» **What the task requires**: For the copy, please give all of the data again exactly and leave the pictures out.

» **Provided material**:
★ ★ ★ ★

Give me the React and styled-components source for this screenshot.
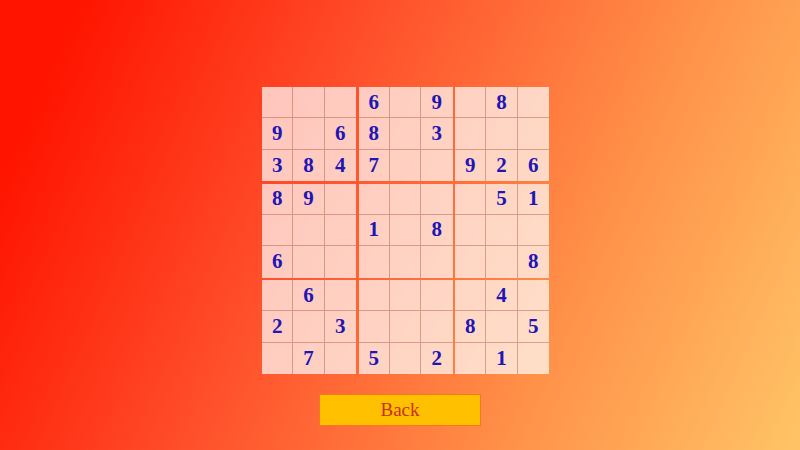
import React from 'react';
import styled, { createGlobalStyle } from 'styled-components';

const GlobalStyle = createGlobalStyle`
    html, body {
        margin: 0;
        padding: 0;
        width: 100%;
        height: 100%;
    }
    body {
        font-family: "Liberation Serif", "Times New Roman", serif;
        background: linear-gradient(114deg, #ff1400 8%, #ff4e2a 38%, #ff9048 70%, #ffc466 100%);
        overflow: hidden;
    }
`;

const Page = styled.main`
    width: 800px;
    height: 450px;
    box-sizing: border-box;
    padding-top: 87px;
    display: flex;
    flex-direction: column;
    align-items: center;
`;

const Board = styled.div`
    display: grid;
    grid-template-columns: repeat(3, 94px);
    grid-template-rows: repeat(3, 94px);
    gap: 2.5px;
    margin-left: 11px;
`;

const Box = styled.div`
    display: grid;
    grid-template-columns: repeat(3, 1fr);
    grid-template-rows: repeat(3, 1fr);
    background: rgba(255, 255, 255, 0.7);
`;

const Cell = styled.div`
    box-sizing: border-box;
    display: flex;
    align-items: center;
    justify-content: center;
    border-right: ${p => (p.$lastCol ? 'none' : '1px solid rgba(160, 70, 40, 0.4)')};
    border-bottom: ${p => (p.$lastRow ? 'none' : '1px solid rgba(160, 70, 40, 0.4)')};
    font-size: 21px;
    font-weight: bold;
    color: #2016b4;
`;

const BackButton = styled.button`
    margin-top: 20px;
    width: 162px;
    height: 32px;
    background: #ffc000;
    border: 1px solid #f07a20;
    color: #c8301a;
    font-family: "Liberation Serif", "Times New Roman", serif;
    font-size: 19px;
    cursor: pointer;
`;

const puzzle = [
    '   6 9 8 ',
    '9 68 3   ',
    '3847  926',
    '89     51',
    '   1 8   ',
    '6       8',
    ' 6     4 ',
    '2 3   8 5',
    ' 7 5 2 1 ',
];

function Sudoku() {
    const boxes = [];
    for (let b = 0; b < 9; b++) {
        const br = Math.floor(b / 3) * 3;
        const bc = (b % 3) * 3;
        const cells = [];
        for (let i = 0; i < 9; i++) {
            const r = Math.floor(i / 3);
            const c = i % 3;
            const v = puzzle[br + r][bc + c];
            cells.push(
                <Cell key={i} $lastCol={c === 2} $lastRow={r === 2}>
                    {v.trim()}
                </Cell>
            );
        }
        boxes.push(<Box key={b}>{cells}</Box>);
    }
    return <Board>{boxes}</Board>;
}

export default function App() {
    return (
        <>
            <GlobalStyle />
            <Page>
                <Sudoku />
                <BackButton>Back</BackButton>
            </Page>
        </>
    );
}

★ ★ ★ ★

» **Full output**:
Give me the React and styled-components source for this screenshot.
import React from 'react';
import styled, { createGlobalStyle } from 'styled-components';

const GlobalStyle = createGlobalStyle`
    html, body {
        margin: 0;
        padding: 0;
        width: 100%;
        height: 100%;
    }
    body {
        font-family: "Liberation Serif", "Times New Roman", serif;
        background: linear-gradient(114deg, #ff1400 8%, #ff4e2a 38%, #ff9048 70%, #ffc466 100%);
        overflow: hidden;
    }
`;

const Page = styled.main`
    width: 800px;
    height: 450px;
    box-sizing: border-box;
    padding-top: 87px;
    display: flex;
    flex-direction: column;
    align-items: center;
`;

const Board = styled.div`
    display: grid;
    grid-template-columns: repeat(3, 94px);
    grid-template-rows: repeat(3, 94px);
    gap: 2.5px;
    margin-left: 11px;
`;

const Box = styled.div`
    display: grid;
    grid-template-columns: repeat(3, 1fr);
    grid-template-rows: repeat(3, 1fr);
    background: rgba(255, 255, 255, 0.7);
`;

const Cell = styled.div`
    box-sizing: border-box;
    display: flex;
    align-items: center;
    justify-content: center;
    border-right: ${p => (p.$lastCol ? 'none' : '1px solid rgba(160, 70, 40, 0.4)')};
    border-bottom: ${p => (p.$lastRow ? 'none' : '1px solid rgba(160, 70, 40, 0.4)')};
    font-size: 21px;
    font-weight: bold;
    color: #2016b4;
`;

const BackButton = styled.button`
    margin-top: 20px;
    width: 162px;
    height: 32px;
    background: #ffc000;
    border: 1px solid #f07a20;
    color: #c8301a;
    font-family: "Liberation Serif", "Times New Roman", serif;
    font-size: 19px;
    cursor: pointer;
`;

const puzzle = [
    '   6 9 8 ',
    '9 68 3   ',
    '3847  926',
    '89     51',
    '   1 8   ',
    '6       8',
    ' 6     4 ',
    '2 3   8 5',
    ' 7 5 2 1 ',
];

function Sudoku() {
    const boxes = [];
    for (let b = 0; b < 9; b++) {
        const br = Math.floor(b / 3) * 3;
        const bc = (b % 3) * 3;
        const cells = [];
        for (let i = 0; i < 9; i++) {
            const r = Math.floor(i / 3);
            const c = i % 3;
            const v = puzzle[br + r][bc + c];
            cells.push(
                <Cell key={i} $lastCol={c === 2} $lastRow={r === 2}>
                    {v.trim()}
                </Cell>
            );
        }
        boxes.push(<Box key={b}>{cells}</Box>);
    }
    return <Board>{boxes}</Board>;
}

export default function App() {
    return (
        <>
            <GlobalStyle />
            <Page>
                <Sudoku />
                <BackButton>Back</BackButton>
            </Page>
        </>
    );
}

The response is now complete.